From the records below, pull each line that has "this".

Start DATASET EXCERPTS

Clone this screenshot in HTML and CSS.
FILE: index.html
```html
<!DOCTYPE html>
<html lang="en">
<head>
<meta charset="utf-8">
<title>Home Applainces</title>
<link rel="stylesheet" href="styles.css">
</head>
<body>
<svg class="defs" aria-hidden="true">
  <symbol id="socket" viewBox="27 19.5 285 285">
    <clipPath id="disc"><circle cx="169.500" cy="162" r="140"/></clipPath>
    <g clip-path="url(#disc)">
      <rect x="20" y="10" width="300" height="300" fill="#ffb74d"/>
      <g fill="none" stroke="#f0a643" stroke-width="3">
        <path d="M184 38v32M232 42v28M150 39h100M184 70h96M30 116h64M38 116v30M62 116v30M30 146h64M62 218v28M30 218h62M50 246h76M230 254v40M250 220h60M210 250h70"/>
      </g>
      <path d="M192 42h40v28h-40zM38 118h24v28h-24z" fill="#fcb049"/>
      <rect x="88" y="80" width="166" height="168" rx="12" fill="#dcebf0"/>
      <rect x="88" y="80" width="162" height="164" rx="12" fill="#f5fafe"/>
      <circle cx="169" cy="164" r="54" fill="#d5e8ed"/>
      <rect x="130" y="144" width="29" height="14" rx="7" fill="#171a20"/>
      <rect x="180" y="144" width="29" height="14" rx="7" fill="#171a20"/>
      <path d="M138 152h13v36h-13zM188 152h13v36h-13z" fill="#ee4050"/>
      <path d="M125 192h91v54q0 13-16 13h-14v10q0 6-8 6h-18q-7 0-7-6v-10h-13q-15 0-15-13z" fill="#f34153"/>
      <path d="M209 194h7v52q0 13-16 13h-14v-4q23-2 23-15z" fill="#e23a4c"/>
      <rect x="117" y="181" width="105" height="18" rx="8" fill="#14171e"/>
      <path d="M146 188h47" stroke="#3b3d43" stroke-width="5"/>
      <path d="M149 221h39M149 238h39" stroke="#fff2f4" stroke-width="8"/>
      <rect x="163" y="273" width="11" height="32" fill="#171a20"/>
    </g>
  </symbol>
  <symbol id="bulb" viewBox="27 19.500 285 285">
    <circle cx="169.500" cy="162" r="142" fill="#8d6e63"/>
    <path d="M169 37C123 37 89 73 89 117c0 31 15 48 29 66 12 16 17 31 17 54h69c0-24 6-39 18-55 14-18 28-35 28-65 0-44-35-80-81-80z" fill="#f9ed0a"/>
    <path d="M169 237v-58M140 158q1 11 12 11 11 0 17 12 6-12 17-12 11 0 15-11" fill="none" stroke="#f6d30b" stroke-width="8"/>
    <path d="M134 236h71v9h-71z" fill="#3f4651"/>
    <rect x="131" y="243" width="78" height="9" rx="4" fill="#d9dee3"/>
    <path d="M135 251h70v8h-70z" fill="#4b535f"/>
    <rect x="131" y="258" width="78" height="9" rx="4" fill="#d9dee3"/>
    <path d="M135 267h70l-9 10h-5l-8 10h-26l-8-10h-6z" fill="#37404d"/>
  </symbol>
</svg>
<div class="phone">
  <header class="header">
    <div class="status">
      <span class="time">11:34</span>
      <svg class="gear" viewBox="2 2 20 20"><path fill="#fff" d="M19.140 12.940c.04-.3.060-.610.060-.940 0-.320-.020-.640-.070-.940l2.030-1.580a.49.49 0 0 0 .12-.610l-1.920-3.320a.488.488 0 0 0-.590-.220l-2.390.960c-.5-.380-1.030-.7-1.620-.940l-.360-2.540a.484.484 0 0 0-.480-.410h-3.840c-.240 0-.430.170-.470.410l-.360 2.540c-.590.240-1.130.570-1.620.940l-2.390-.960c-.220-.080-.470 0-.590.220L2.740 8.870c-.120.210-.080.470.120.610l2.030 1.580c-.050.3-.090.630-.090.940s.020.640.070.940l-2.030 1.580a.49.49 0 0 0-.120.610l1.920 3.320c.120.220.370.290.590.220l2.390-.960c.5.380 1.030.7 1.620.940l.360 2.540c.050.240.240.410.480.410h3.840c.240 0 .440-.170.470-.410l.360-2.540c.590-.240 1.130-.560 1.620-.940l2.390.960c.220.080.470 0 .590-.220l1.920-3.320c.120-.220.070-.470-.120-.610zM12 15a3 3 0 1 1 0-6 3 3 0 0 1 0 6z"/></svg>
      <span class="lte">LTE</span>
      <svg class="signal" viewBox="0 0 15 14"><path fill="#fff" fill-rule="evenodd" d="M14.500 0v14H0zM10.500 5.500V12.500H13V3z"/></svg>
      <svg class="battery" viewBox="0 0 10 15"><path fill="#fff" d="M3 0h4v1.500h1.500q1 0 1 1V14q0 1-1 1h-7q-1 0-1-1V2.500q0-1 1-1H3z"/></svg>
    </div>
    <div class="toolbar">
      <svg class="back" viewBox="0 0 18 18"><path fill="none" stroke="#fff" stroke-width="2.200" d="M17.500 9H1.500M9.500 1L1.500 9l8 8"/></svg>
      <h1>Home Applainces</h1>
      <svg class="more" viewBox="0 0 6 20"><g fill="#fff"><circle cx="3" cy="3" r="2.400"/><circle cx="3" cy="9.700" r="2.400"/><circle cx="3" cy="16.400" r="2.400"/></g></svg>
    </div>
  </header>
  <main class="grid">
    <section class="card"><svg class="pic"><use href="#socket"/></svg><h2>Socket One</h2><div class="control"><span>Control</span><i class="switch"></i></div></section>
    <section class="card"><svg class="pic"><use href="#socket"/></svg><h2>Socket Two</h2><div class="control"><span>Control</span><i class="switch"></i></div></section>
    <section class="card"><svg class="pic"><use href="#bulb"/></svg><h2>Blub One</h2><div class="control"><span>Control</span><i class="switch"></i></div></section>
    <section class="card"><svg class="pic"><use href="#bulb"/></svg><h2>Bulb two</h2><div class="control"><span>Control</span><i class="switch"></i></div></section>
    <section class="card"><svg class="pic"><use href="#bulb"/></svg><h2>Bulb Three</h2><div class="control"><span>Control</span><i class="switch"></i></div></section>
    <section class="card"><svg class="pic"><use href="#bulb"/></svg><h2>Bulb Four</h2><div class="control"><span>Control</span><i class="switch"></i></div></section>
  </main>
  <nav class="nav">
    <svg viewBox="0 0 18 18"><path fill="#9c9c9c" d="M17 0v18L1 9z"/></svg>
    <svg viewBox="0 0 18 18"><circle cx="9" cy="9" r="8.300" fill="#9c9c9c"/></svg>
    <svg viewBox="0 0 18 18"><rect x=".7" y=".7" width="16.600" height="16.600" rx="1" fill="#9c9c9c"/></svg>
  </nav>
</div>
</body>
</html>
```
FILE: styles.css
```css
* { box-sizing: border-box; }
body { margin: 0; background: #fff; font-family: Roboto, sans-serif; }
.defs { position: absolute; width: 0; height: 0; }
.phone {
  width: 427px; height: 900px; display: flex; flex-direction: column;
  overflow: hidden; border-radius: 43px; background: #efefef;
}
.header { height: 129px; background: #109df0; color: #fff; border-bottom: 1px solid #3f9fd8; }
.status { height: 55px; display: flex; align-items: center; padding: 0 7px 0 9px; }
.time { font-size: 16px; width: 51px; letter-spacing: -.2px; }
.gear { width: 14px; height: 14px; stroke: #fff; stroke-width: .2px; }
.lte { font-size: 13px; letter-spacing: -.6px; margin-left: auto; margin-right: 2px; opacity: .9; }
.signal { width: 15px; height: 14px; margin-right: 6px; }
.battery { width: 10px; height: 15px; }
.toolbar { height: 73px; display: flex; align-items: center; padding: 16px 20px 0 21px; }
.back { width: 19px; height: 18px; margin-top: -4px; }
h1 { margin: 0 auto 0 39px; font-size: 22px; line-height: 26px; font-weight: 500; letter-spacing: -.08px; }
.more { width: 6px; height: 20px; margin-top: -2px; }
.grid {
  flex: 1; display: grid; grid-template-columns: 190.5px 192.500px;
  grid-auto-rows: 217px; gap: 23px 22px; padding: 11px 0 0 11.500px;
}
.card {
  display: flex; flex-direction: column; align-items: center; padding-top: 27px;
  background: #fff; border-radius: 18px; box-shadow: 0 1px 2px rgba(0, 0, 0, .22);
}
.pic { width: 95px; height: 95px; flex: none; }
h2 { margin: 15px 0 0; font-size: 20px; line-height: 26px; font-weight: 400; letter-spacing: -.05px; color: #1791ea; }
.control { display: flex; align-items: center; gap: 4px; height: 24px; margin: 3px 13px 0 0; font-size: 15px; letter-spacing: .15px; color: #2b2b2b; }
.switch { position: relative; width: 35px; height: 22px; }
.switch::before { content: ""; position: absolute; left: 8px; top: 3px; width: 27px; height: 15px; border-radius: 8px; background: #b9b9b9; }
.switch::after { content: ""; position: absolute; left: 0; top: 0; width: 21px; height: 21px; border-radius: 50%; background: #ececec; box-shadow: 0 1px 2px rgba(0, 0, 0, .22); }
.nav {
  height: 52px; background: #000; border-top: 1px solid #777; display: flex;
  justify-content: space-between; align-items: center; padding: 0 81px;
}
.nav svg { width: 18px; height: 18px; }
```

End DATASET EXCERPTS
Start DATASET EXCERPTS

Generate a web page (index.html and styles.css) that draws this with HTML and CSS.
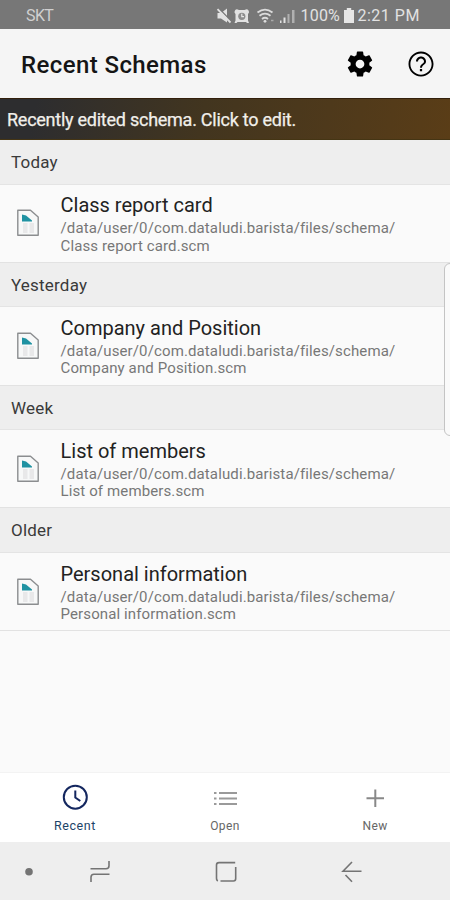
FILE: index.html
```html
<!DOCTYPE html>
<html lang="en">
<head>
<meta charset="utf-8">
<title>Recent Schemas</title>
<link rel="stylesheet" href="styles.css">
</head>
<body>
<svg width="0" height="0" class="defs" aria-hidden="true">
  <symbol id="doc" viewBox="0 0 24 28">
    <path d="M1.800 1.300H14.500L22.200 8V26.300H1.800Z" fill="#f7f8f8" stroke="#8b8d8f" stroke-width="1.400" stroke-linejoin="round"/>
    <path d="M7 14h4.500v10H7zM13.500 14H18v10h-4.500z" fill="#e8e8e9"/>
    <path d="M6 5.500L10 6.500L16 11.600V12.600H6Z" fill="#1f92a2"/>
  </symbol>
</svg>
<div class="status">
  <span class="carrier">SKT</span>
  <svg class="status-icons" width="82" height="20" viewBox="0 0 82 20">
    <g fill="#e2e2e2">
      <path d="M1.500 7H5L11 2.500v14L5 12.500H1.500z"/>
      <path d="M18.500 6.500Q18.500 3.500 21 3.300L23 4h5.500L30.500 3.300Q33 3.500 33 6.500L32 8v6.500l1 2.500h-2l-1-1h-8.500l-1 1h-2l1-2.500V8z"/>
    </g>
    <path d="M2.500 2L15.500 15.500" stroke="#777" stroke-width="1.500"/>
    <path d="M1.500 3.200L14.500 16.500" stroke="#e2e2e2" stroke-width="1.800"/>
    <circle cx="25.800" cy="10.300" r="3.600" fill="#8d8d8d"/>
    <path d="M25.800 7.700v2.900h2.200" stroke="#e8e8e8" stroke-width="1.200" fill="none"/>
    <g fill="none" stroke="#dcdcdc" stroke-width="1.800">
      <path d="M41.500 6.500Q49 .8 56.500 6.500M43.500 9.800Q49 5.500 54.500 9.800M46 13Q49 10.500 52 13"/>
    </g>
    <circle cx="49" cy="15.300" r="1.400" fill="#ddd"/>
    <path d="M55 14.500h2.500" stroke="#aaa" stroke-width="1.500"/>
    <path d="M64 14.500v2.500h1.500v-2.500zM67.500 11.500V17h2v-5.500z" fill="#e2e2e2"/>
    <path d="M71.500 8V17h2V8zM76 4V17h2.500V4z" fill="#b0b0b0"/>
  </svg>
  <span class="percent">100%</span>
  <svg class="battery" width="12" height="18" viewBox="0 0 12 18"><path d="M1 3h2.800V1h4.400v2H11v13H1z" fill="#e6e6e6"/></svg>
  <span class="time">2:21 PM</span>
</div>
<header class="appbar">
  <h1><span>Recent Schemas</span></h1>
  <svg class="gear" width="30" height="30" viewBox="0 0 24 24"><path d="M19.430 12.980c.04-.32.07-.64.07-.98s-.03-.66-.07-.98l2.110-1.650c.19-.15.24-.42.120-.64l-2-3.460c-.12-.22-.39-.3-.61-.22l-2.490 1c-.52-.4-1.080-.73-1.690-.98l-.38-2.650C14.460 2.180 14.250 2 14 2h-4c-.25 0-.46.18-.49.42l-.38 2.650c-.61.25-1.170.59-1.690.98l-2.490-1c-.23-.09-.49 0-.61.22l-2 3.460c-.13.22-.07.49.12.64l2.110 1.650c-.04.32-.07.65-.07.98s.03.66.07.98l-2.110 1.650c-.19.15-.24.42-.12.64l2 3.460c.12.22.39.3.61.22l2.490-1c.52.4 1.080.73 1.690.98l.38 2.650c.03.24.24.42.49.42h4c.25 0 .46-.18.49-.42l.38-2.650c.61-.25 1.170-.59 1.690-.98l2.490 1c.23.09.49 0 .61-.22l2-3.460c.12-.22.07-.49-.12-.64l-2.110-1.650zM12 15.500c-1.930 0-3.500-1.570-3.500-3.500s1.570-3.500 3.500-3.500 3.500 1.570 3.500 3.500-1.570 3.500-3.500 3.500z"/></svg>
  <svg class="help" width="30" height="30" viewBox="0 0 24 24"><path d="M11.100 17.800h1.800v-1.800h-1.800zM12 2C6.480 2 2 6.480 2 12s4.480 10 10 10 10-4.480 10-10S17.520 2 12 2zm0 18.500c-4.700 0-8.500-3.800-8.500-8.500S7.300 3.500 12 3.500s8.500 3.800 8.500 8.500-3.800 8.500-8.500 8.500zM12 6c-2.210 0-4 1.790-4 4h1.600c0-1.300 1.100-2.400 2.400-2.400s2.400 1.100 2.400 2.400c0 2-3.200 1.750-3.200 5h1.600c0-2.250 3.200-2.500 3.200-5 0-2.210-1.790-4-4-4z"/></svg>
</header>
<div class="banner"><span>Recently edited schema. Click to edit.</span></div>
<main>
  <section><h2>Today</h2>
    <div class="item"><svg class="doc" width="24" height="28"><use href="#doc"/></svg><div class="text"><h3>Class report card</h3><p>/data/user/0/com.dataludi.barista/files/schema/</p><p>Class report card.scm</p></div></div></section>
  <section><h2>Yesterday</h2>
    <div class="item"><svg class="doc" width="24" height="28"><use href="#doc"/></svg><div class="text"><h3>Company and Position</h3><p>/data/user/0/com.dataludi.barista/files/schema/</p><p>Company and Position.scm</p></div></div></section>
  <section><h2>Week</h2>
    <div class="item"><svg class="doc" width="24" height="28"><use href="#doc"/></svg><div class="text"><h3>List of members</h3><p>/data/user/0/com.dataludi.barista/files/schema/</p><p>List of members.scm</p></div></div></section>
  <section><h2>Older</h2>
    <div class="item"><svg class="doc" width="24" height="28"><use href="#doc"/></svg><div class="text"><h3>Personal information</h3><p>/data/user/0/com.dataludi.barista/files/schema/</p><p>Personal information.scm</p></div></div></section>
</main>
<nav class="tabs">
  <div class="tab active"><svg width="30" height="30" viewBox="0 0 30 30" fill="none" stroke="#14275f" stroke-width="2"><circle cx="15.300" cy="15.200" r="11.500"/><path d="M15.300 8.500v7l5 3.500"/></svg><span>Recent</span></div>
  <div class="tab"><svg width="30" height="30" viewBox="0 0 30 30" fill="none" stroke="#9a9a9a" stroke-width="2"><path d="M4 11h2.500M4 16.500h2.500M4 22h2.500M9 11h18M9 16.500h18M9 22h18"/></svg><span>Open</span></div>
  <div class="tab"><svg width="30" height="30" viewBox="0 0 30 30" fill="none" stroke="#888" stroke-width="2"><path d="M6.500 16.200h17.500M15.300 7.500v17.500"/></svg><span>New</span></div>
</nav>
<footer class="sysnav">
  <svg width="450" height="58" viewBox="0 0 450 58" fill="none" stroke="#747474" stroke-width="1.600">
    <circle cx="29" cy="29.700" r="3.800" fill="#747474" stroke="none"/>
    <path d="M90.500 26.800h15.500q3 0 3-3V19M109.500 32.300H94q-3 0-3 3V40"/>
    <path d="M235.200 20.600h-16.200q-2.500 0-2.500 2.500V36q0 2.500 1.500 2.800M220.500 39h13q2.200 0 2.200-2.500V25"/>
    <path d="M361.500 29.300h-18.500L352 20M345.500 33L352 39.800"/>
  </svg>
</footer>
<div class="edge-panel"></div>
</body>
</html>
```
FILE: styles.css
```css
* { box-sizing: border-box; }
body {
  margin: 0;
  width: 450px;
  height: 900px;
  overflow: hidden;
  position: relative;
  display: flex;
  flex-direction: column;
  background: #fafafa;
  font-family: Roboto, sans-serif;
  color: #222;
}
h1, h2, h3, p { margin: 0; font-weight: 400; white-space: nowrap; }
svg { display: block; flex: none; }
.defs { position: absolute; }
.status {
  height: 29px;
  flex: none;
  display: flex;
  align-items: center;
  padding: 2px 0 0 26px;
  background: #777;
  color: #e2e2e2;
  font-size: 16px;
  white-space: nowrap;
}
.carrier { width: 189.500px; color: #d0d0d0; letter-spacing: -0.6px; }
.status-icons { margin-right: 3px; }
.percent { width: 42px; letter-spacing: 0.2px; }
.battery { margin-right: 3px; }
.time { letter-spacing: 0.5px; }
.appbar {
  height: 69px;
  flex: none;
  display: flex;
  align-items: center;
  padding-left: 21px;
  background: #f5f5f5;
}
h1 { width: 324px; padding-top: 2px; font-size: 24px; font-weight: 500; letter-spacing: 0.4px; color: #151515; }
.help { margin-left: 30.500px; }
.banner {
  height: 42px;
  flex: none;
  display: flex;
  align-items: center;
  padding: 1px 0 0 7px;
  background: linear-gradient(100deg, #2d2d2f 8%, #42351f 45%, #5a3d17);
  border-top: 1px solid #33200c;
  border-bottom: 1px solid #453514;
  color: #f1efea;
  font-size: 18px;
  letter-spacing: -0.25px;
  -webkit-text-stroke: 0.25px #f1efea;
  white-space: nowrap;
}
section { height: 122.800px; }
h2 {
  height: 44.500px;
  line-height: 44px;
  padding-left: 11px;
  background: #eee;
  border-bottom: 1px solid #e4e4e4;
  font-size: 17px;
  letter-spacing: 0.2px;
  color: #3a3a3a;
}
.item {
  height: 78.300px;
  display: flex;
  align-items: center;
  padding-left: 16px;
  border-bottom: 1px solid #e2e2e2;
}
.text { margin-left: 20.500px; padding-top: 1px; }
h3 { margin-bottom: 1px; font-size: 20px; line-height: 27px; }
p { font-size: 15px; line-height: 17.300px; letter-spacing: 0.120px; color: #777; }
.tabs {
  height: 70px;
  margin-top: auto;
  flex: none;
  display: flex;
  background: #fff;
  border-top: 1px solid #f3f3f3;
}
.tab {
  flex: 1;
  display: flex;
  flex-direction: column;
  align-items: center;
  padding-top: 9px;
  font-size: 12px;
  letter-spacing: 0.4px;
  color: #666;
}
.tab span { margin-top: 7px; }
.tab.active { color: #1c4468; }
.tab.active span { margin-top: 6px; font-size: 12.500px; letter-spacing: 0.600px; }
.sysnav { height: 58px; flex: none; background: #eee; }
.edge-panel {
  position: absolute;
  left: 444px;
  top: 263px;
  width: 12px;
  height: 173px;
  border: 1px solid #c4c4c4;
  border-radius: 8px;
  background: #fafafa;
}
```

End DATASET EXCERPTS

OUTPUT OF THE TASK:
Clone this screenshot in HTML and CSS.
Generate a web page (index.html and styles.css) that draws this with HTML and CSS.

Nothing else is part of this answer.